It has been known for a long time that people can be helped by being encouraged to produce artworks such as paintings, drawings, or sculpture. The non-literary arts such as painting sculpture, music and dance have long been used to represent, to explore and to symbolise what cannot be said in words. In art therapy, this self-expression may have a cathartic action , or assist the individual in self-understanding. In a sense, the canvas provides a person with whom to communicate, who is neutral and guaranteed not to criticise.
Moreover the artist may be able to communicate graphically feelings which he or she is unable or willing to communicate verbally. the art work can, if the patient wishes, serve also as a means of communication with the therapist.
Art therapy in practice is not a new concept. It has been used for centuries. What is new is the recognition that art therapy is more than the sum of art practice and therapeutic practice. While this has been accepted for about fifty years in Great Britain and the USA it is only in the last ten years that art therapy has been accepted in Australia. There are now numerous Australian professional art therapists, many of whom have been trained in Australian universities, notably the University of Western Sydney and Edith Cowan University. They have a professional body, The Australian National Art Therapy Association.

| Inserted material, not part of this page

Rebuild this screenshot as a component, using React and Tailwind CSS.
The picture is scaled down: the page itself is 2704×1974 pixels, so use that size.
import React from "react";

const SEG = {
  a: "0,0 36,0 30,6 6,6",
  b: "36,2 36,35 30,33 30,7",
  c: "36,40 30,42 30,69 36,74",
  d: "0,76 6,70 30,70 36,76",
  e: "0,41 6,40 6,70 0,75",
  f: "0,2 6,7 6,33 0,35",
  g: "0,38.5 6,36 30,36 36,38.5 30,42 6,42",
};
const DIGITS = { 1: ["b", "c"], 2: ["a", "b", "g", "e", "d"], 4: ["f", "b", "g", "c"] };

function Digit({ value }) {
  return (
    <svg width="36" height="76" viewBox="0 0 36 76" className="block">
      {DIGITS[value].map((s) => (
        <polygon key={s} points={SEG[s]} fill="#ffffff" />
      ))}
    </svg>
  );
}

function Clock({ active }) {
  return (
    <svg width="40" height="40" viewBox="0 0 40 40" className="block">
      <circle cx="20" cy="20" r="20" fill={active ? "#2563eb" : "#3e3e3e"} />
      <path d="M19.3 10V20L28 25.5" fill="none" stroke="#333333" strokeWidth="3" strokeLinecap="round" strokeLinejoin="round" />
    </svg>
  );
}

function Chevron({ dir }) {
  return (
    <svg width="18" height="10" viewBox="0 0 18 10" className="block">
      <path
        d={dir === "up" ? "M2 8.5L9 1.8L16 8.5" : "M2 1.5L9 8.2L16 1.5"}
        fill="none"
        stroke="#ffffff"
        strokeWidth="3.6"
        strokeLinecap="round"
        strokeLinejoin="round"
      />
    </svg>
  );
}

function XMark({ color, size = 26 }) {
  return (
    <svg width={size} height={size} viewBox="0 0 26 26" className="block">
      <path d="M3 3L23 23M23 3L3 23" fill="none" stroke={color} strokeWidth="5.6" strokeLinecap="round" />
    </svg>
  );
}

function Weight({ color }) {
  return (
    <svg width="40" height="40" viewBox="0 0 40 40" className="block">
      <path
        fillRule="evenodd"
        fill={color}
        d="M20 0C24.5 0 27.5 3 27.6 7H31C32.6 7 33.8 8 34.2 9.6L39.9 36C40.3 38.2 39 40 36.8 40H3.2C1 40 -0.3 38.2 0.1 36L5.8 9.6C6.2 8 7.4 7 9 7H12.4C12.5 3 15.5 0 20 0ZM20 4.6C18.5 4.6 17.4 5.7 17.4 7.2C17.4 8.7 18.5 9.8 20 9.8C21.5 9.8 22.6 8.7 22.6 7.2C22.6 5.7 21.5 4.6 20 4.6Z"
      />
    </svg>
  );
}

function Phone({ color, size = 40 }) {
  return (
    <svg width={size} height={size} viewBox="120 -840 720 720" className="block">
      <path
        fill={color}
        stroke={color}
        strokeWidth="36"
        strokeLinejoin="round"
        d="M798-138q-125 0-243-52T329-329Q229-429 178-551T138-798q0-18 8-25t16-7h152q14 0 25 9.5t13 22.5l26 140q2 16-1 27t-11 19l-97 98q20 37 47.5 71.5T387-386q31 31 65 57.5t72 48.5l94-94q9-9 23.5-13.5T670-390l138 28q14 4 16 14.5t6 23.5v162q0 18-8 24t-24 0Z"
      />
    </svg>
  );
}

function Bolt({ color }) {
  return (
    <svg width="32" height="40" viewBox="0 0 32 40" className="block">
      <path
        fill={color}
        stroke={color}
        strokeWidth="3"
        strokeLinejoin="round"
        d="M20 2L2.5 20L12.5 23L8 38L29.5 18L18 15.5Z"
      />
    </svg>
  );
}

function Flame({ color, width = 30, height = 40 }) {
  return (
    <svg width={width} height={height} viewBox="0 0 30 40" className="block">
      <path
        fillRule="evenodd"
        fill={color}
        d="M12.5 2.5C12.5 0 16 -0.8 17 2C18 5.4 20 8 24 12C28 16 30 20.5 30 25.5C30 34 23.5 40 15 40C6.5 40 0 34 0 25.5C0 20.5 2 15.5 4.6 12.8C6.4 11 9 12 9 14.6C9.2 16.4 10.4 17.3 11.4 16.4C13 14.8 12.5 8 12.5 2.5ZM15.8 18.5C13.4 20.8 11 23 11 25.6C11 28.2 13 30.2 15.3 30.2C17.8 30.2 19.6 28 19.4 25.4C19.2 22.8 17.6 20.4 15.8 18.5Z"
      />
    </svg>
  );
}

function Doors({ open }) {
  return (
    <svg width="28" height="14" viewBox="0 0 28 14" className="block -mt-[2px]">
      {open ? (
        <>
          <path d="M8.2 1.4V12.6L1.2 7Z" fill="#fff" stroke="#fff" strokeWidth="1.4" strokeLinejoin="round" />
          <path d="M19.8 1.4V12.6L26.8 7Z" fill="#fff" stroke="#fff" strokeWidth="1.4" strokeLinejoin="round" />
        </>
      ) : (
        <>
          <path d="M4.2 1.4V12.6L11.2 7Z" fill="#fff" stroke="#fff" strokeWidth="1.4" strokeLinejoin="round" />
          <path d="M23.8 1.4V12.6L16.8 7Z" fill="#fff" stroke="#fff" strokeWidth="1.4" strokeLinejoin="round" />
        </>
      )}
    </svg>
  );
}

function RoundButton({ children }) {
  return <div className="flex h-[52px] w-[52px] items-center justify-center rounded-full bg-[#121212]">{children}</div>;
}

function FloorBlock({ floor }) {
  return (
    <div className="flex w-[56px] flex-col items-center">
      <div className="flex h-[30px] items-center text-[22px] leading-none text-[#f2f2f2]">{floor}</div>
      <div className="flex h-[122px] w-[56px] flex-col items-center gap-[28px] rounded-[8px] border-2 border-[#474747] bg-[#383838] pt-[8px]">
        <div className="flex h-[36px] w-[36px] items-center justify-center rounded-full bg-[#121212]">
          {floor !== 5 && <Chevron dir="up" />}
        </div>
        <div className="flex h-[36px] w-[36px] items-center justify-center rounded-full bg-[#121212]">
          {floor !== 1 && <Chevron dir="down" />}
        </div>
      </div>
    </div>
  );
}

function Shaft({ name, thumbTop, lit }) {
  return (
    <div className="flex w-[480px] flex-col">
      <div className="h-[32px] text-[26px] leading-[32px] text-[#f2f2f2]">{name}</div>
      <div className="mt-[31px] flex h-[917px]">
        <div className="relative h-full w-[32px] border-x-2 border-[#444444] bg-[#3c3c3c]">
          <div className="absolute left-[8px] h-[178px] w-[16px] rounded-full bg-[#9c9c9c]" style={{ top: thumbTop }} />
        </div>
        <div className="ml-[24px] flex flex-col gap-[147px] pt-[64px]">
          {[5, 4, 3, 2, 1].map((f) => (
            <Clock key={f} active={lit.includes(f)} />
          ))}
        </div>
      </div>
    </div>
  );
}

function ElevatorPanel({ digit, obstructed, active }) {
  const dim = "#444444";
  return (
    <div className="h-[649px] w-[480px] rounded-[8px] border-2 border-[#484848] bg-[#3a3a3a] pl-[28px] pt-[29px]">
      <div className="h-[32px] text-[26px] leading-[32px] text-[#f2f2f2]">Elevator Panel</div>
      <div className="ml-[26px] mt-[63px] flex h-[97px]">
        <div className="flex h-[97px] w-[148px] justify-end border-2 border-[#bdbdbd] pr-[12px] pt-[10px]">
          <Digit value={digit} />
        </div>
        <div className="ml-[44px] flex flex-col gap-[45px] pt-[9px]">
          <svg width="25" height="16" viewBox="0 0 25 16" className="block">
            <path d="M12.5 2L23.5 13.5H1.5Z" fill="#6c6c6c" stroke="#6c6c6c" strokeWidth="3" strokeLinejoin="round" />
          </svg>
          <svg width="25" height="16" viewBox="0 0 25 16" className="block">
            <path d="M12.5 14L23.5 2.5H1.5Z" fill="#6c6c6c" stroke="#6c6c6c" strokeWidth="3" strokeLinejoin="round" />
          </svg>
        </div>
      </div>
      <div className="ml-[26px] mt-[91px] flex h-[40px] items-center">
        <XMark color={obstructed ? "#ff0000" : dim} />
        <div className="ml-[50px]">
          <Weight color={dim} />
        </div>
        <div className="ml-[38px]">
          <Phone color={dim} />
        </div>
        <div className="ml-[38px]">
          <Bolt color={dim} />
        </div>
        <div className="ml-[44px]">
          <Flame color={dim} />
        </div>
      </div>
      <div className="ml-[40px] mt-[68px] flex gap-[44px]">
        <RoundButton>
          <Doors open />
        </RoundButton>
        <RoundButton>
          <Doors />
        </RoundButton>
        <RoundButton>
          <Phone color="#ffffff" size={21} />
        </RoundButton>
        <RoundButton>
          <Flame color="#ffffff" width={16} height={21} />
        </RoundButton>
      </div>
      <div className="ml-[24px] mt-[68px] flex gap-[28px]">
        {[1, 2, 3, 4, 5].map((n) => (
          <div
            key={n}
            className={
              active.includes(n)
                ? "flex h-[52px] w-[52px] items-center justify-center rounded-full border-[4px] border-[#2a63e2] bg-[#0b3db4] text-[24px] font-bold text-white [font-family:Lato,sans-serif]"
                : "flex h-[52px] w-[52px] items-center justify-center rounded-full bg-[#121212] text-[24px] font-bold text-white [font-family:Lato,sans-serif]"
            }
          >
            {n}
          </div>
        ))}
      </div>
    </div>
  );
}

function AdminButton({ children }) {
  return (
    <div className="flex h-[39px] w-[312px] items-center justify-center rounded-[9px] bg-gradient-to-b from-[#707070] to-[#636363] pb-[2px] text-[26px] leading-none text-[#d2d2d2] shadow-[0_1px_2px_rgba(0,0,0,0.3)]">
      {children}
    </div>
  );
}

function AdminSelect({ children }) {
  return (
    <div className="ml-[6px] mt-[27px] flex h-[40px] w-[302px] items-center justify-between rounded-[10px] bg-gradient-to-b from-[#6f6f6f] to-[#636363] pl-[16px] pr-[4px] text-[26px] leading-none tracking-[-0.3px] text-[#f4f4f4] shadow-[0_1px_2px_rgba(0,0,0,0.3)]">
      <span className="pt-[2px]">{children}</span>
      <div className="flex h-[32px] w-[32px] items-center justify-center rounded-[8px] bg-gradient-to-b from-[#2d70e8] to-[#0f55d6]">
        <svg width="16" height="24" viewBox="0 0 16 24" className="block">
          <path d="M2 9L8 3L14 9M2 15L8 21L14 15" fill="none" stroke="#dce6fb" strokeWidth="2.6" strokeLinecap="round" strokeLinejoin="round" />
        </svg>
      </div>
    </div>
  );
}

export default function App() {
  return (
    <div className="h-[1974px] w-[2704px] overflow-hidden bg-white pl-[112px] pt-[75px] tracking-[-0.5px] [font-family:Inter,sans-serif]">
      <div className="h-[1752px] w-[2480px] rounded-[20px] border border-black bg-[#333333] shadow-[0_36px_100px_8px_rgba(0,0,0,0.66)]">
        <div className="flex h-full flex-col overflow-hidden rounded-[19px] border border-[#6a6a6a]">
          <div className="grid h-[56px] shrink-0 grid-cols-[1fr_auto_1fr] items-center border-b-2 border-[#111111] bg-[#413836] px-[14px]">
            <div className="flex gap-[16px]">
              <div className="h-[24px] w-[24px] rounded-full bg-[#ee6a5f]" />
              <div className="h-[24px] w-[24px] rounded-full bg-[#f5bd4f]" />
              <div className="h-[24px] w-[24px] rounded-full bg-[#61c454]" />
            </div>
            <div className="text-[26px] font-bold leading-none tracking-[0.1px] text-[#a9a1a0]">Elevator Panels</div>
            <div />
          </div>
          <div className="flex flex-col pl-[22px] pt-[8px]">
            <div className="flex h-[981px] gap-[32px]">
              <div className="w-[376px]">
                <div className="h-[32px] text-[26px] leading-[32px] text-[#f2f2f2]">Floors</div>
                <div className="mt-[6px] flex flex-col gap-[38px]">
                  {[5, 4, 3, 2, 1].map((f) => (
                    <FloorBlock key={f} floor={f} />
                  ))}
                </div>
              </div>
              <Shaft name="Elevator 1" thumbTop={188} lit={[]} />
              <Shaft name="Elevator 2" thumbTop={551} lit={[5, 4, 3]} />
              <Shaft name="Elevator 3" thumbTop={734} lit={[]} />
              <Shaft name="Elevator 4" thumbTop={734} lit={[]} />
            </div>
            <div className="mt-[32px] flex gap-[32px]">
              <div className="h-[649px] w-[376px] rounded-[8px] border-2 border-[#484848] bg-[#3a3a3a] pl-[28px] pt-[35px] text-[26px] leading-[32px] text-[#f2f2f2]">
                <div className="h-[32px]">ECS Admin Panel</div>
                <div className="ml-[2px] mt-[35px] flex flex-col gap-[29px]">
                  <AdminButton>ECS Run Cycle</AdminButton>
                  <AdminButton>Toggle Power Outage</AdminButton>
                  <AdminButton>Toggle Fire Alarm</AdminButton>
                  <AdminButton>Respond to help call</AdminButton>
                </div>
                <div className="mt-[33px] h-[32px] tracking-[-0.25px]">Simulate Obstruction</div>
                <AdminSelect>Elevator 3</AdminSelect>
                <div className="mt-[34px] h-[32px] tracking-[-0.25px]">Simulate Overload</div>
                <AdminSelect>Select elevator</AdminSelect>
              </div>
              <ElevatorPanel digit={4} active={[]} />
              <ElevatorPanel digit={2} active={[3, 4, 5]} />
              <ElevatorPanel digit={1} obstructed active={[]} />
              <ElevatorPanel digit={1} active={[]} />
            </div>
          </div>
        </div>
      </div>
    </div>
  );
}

For over ten years the College of Fine Art of the University of New South Wales has explored the mutual interactions of art and therapy in the elective courses offered at undergraduate and post graduate levels. In these classes we have explored the use of art materials with the non-artist, have looked briefly at the different approaches to therapies, and seen how art is an appropriate addition to these. We have explored the use of art in the counselling of children, adolescents and the elderly, the sick and the dying, the incarcerated and the psychotic. From 1998, students will be able to study a Graduate Certificate Course in Art Therapy. It is anticipated that the increasing awareness of the value of art therapy in its own right and as an adjunct to other forms of therapy will lead to an expansion of these courses and contribute to the therapeutic armamentarium of social, psychological and psychiatric services.